HEATHROW Airport has hired a writer-in-residence to chronicle the modern travel experience in hopes of showing frazzled passengers there's more to flying than long lines and waiting.

Alain de Botton, author of highbrow best-sellers, including "The Consolations of Philosophy" and "How Proust Can Change Your Life," is spending a week inside Heathrow's Terminal 5, the airport said yesterday.

De Botton began his stint on Tuesday and spends some of the time sitting behind a desk in the departures area, observing and interviewing passengers and staff.

De Botton, 39, said airport officials had agreed to give him full access to the terminal and to allow him to write what he likes.

The airport hopes the project will give readers a more rounded picture of what goes on behind the scenes.

"My agent and I devised the cockroach test: in other words, I had to be allowed to discuss every last cockroach I might spot at the airport if that's what I felt like doing," he wrote in yesterday's Evening Standard newspaper.

He said airports - so often thought of as places to be endured - were fascinating locations where big global themes, including technology, globalization, consumerism and the environment came to life.

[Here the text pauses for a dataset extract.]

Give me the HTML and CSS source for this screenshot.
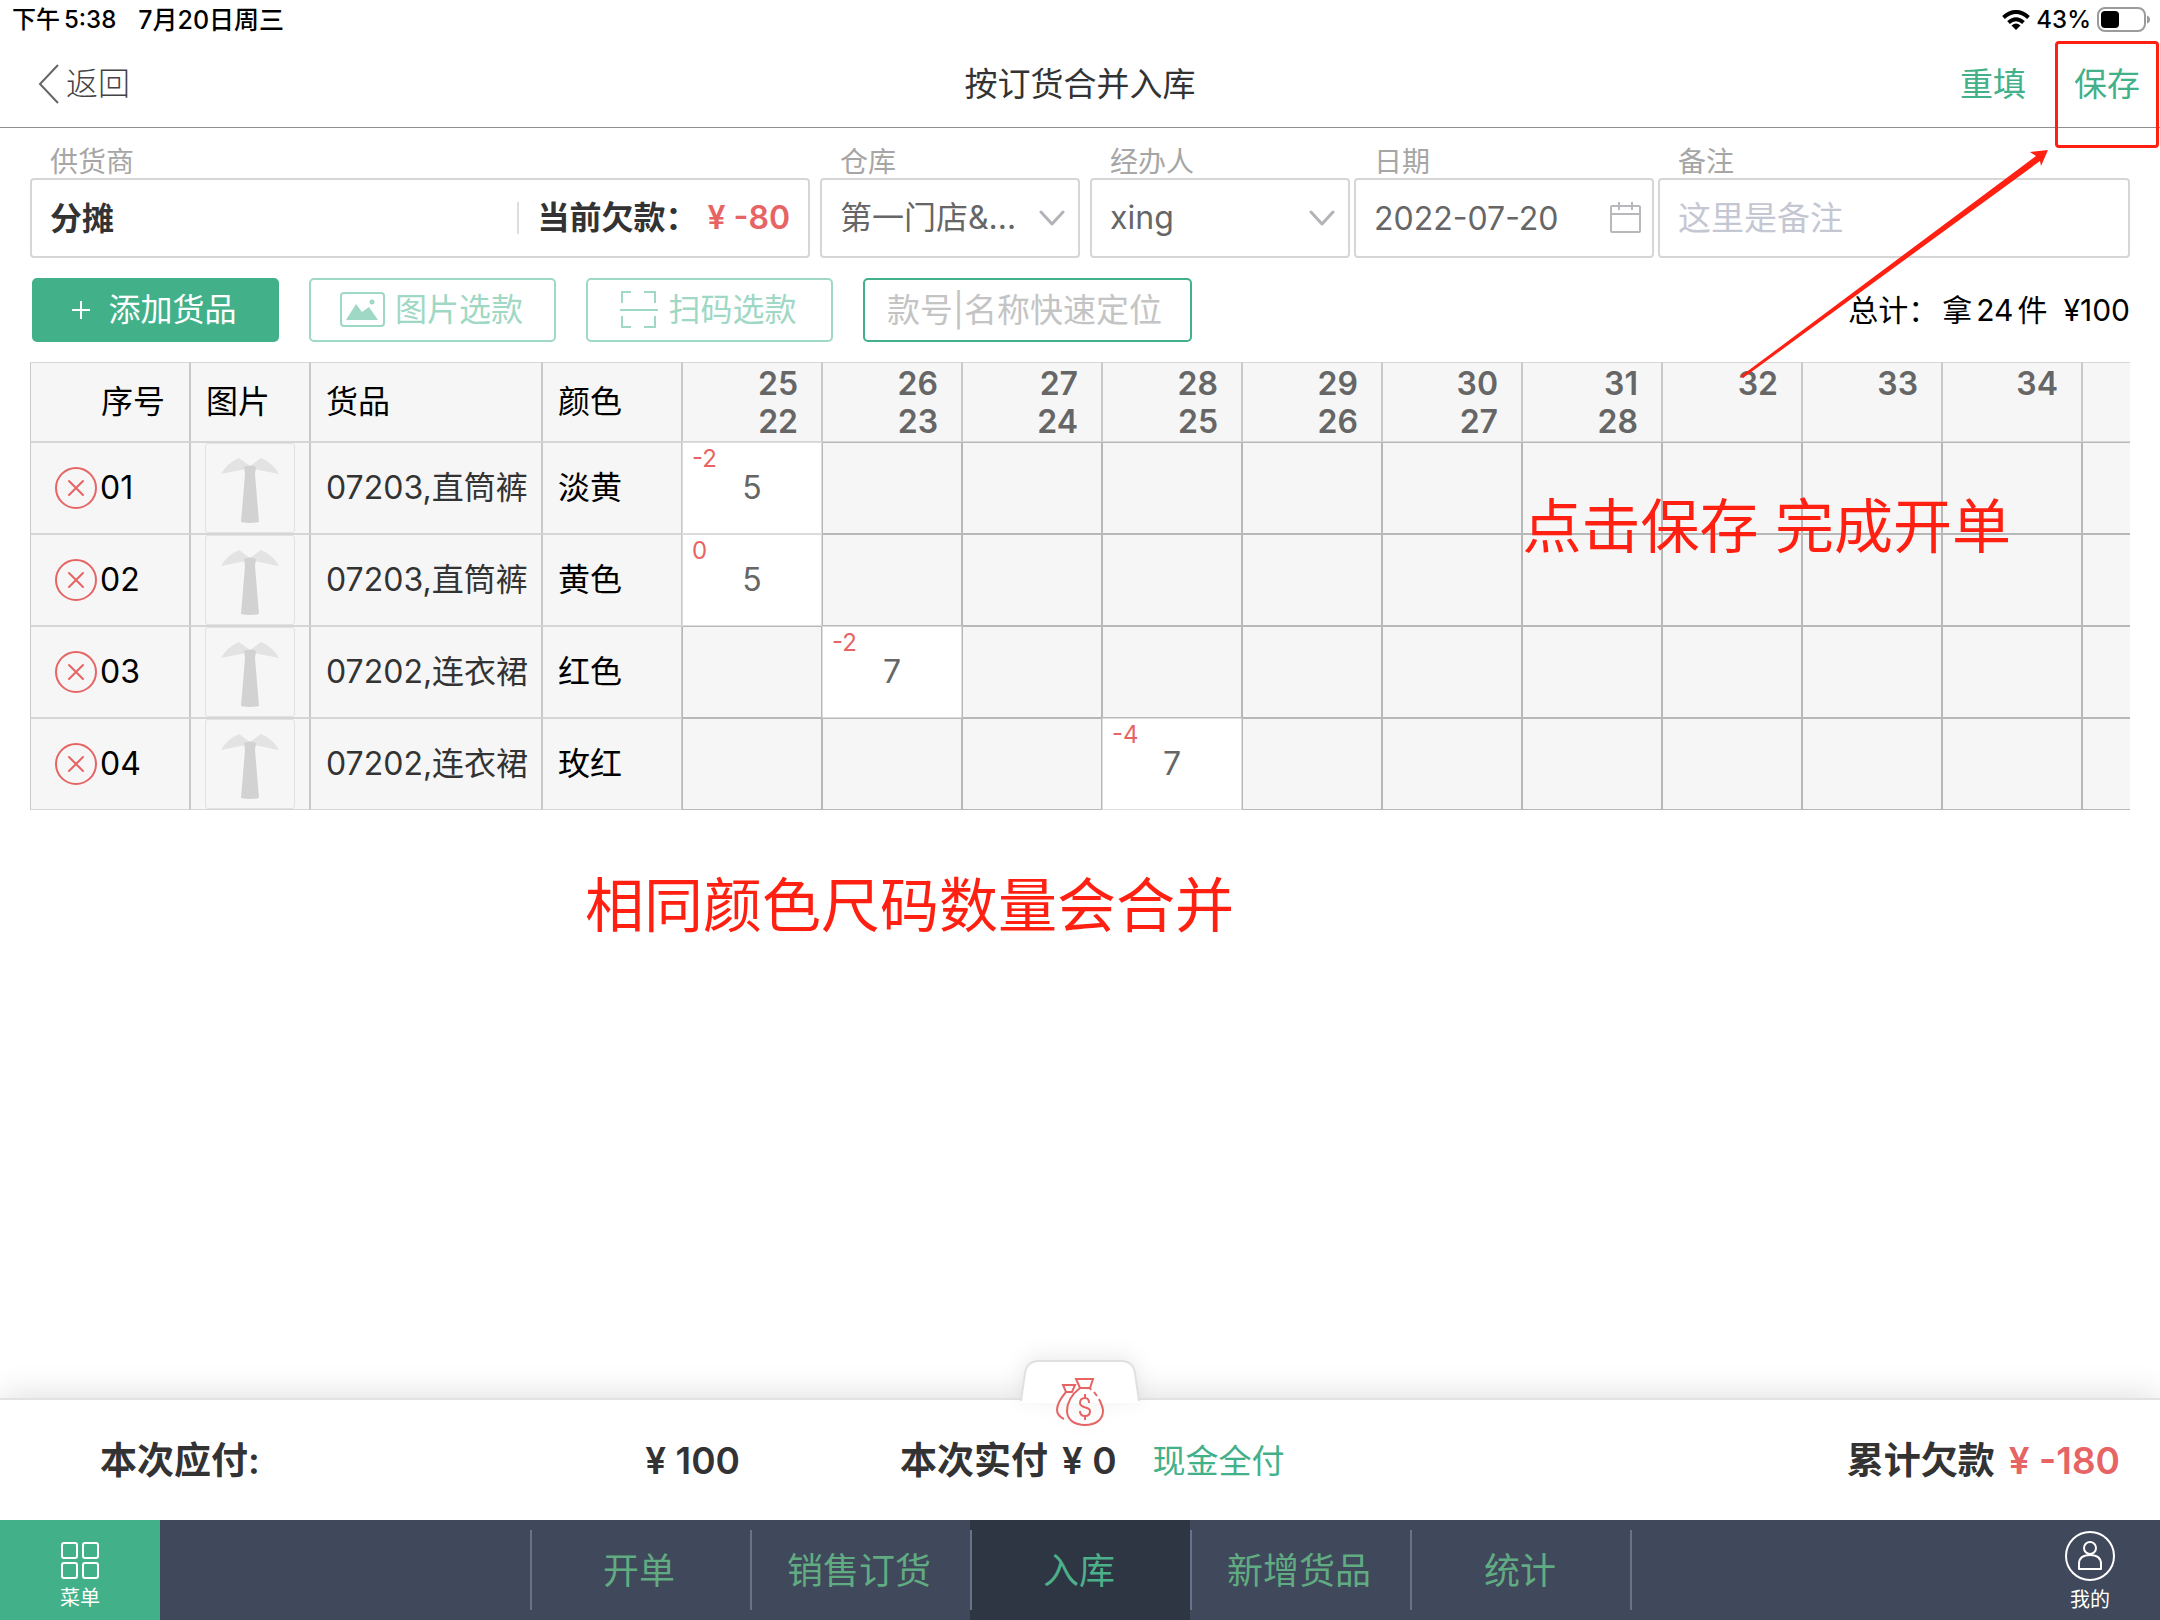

"If you wanted to take a Martian to a single place that best captures everything that is distinctive and particular to modern civilization, in its highs and lows, you would undoubtedly take it to the airport," said de Botton, whose latest book is "The Pleasures and Sorrows of Work."

Overcrowded Heathrow is Europe's busiest airport, but far from the best-loved.

Terminal 5, designed to modernize and expand the airport, opened last year in a blaze of negative publicity.

Hundreds of flights were canceled and thousands of pieces of luggage lost after the terminal's high-tech baggage-handling system broke down.

Heathrow Chief Operating Officer Mike Brown conceded that opening the airport up to a writer's scrutiny was "a bold and adventurous step."

De Botton's observations will be collected in a book scheduled to be published next month. Some 10,000 copies will be given away free to travelers at Heathrow.

Heathrow says it is the first airport to employ a writer-in-residence, but in-house writers have been adopted by institutions from prisons, malls and football teams to London's ritzy Savoy Hotel.